Recorded information:
#####

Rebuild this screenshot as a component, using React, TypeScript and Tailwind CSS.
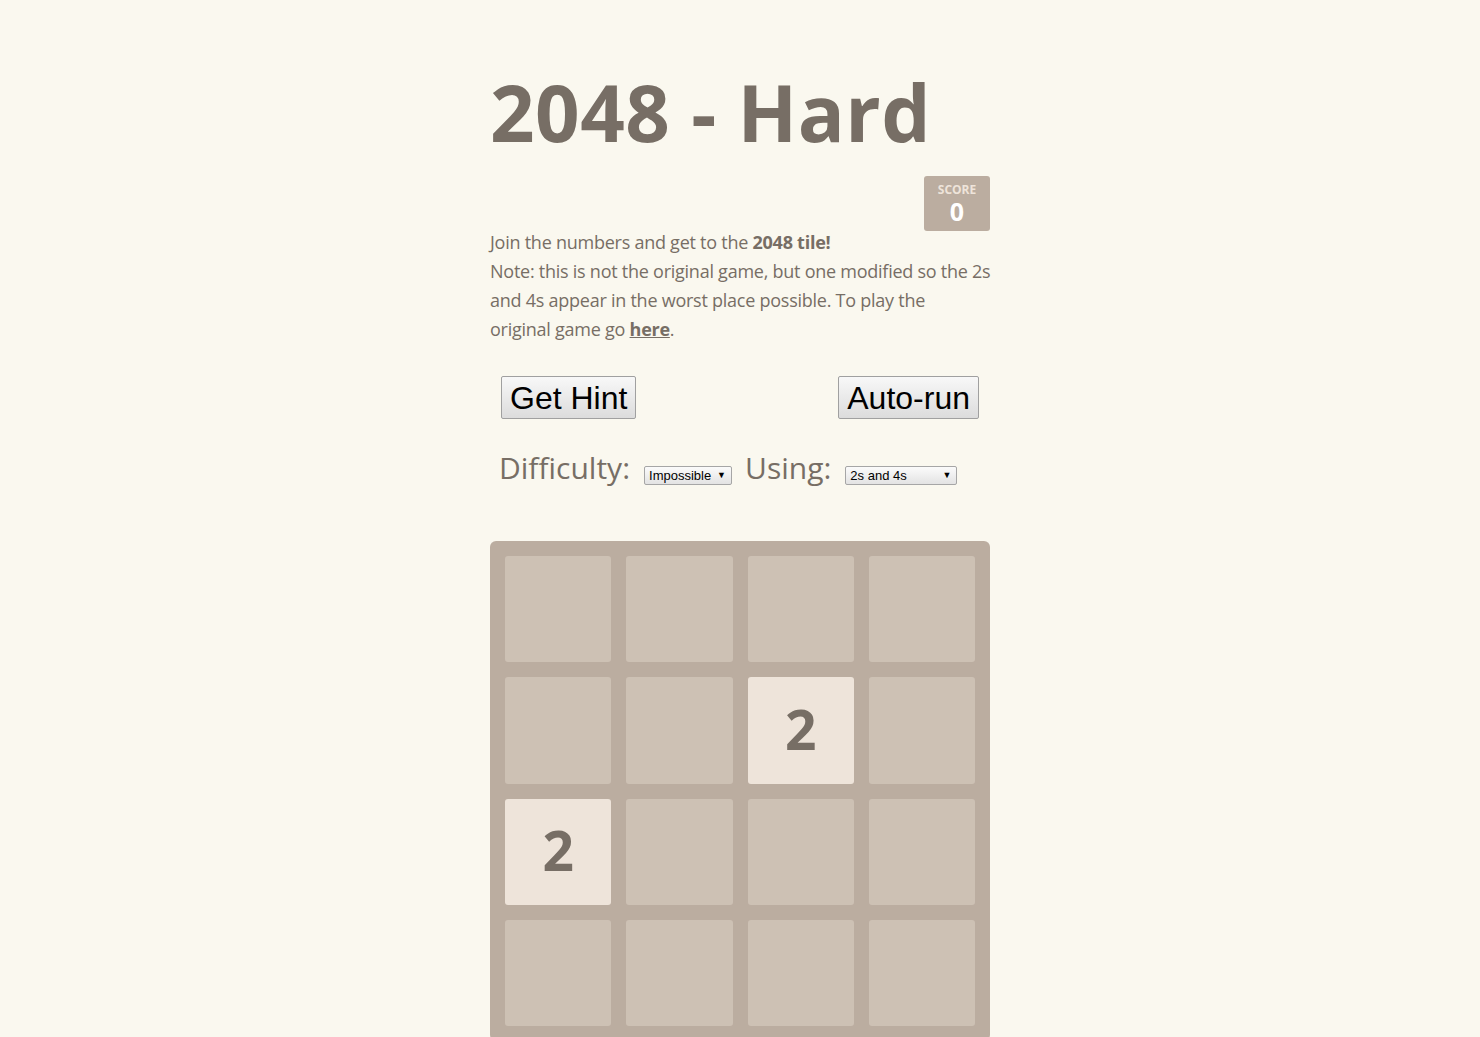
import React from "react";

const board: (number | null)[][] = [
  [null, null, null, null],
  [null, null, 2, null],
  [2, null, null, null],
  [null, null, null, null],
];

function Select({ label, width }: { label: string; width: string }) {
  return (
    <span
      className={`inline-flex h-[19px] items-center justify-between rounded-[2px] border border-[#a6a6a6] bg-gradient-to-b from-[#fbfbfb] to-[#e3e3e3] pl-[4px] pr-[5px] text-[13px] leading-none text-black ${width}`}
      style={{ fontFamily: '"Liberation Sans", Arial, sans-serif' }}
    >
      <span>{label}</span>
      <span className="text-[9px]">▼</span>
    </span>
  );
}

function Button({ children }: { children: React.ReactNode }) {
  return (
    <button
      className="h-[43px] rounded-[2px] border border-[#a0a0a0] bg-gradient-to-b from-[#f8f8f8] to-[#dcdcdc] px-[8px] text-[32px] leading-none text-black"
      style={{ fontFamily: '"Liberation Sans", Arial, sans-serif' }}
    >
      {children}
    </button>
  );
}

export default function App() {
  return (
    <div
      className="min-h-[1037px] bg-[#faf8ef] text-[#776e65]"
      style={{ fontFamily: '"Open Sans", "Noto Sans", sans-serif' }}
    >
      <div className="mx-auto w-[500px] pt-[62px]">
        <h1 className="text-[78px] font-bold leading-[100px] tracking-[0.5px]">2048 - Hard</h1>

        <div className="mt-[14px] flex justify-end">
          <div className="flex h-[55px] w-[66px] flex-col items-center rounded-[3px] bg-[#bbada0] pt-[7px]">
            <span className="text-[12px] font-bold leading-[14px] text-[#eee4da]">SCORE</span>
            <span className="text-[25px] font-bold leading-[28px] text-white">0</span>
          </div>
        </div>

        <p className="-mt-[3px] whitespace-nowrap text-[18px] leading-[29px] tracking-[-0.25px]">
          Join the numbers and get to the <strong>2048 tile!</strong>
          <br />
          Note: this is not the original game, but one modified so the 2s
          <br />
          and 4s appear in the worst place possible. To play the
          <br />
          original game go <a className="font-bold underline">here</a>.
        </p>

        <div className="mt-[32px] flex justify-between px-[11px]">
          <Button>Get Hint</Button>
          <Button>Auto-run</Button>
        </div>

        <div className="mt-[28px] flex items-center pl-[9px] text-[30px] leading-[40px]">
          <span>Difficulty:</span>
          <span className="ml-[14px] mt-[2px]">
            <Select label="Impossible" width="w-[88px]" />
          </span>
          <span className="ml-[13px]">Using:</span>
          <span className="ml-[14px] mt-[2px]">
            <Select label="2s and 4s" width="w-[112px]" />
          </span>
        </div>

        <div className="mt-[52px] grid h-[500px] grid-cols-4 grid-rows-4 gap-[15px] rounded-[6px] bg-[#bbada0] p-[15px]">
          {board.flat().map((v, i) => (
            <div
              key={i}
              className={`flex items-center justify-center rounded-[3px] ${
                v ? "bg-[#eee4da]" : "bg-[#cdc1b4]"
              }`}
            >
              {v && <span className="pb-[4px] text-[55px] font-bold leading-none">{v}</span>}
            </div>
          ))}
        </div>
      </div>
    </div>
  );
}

#####

Requirements: From the listing above, pick out every line containing "React".

Solution for this problem:
Rebuild this screenshot as a component, using React, TypeScript and Tailwind CSS.
import React from "react";
function Button({ children }: { children: React.ReactNode }) {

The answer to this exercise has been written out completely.